## DIRECTIONS FOR THIS TASK
Check each line of the listing, and copy it if it contains the word "components".

## DATA LINES
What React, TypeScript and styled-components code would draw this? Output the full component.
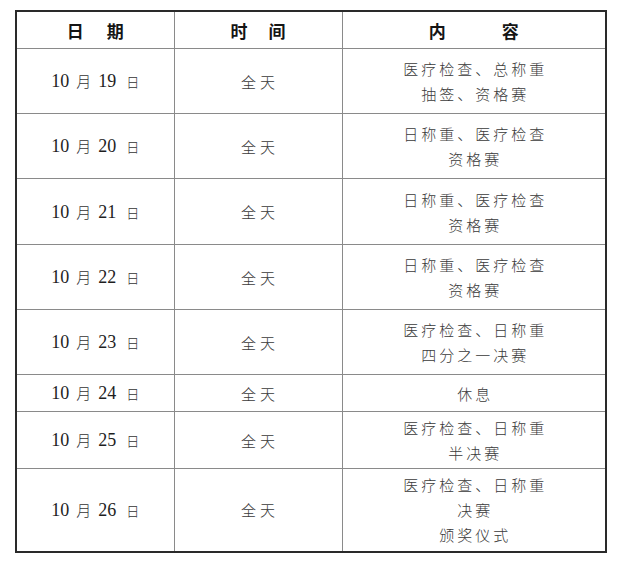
import React from "react";
import styled, { createGlobalStyle } from "styled-components";

const GlobalStyle = createGlobalStyle`
  html, body {
    margin: 0;
    padding: 0;
    background: #ffffff;
  }
  body {
    font-family: "Liberation Serif", "Noto Sans CJK SC", serif;
  }
`;

const Page = styled.div`
  width: 618px;
  height: 561px;
  padding: 10px 0 0 15px;
  box-sizing: border-box;
`;

const Table = styled.table`
  width: 590px;
  border-collapse: collapse;
  table-layout: fixed;
  border: 2px solid #2a2a2a;
`;

const Col = styled.col<{ $w: number }>`
  width: ${({ $w }) => $w}px;
`;

const HeadCell = styled.th`
  height: 36px;
  padding: 0;
  border: 1px solid #8a8a8a;
  font-family: "Noto Sans CJK SC", sans-serif;
  font-weight: 700;
  font-size: 17px;
  color: #151515;
`;

const HeadLabel = styled.div<{ $gap: number }>`
  display: flex;
  justify-content: center;
  gap: ${({ $gap }) => $gap}px;
`;

const Row = styled.tr<{ $h: number }>`
  height: ${({ $h }) => $h}px;
`;

const Cell = styled.td`
  padding: 0;
  border: 1px solid #8a8a8a;
  text-align: center;
  vertical-align: middle;
  color: #333;
`;

const DateText = styled.div`
  display: flex;
  justify-content: center;
  align-items: baseline;
  gap: 7px;
  font-family: "Liberation Serif", serif;
  font-size: 18px;
  color: #1e1e1e;
`;

const DateUnit = styled.span<{ $small?: boolean }>`
  font-family: "Noto Sans CJK SC", sans-serif;
  font-weight: 300;
  font-size: ${({ $small }) => ($small ? 13 : 15)}px;
  color: #333;
  margin-left: ${({ $small }) => ($small ? 3 : 0)}px;
`;

const TimeText = styled.span`
  font-family: "Noto Sans CJK SC", sans-serif;
  font-weight: 300;
  font-size: 15px;
  letter-spacing: 4px;
  padding-left: 4px;
  color: #3a3a3a;
`;

const Content = styled.div`
  font-family: "Noto Sans CJK SC", sans-serif;
  font-weight: 300;
  font-size: 15px;
  line-height: 25px;
  letter-spacing: 3px;
  padding-left: 3px;
  color: #3a3a3a;
`;

type Item = { day: number; h: number; lines: string[] };

const items: Item[] = [
  { day: 19, h: 65, lines: ["医疗检查、总称重", "抽签、资格赛"] },
  { day: 20, h: 65, lines: ["日称重、医疗检查", "资格赛"] },
  { day: 21, h: 66, lines: ["日称重、医疗检查", "资格赛"] },
  { day: 22, h: 65, lines: ["日称重、医疗检查", "资格赛"] },
  { day: 23, h: 65, lines: ["医疗检查、日称重", "四分之一决赛"] },
  { day: 24, h: 37, lines: ["休息"] },
  { day: 25, h: 57, lines: ["医疗检查、日称重", "半决赛"] },
  { day: 26, h: 83, lines: ["医疗检查、日称重", "决赛", "颁奖仪式"] },
];

const App: React.FC = () => {
  return (
    <Page>
      <GlobalStyle />
      <Table>
        <colgroup>
          <Col $w={158} />
          <Col $w={168} />
          <Col $w={264} />
        </colgroup>
        <thead>
          <tr>
            <HeadCell>
              <HeadLabel $gap={23}>
                <span>日</span>
                <span>期</span>
              </HeadLabel>
            </HeadCell>
            <HeadCell>
              <HeadLabel $gap={21}>
                <span>时</span>
                <span>间</span>
              </HeadLabel>
            </HeadCell>
            <HeadCell>
              <HeadLabel $gap={56}>
                <span>内</span>
                <span>容</span>
              </HeadLabel>
            </HeadCell>
          </tr>
        </thead>
        <tbody>
          {items.map((it) => (
            <Row key={it.day} $h={it.h}>
              <Cell>
                <DateText>
                  <span>10</span>
                  <DateUnit>月</DateUnit>
                  <span>{it.day}</span>
                  <DateUnit $small>日</DateUnit>
                </DateText>
              </Cell>
              <Cell>
                <TimeText>全天</TimeText>
              </Cell>
              <Cell>
                {it.lines.map((l) => (
                  <Content key={l}>{l}</Content>
                ))}
              </Cell>
            </Row>
          ))}
        </tbody>
      </Table>
    </Page>
  );
};

export default App;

## WRITTEN RESPONSE
What React, TypeScript and styled-components code would draw this? Output the full component.
import styled, { createGlobalStyle } from "styled-components";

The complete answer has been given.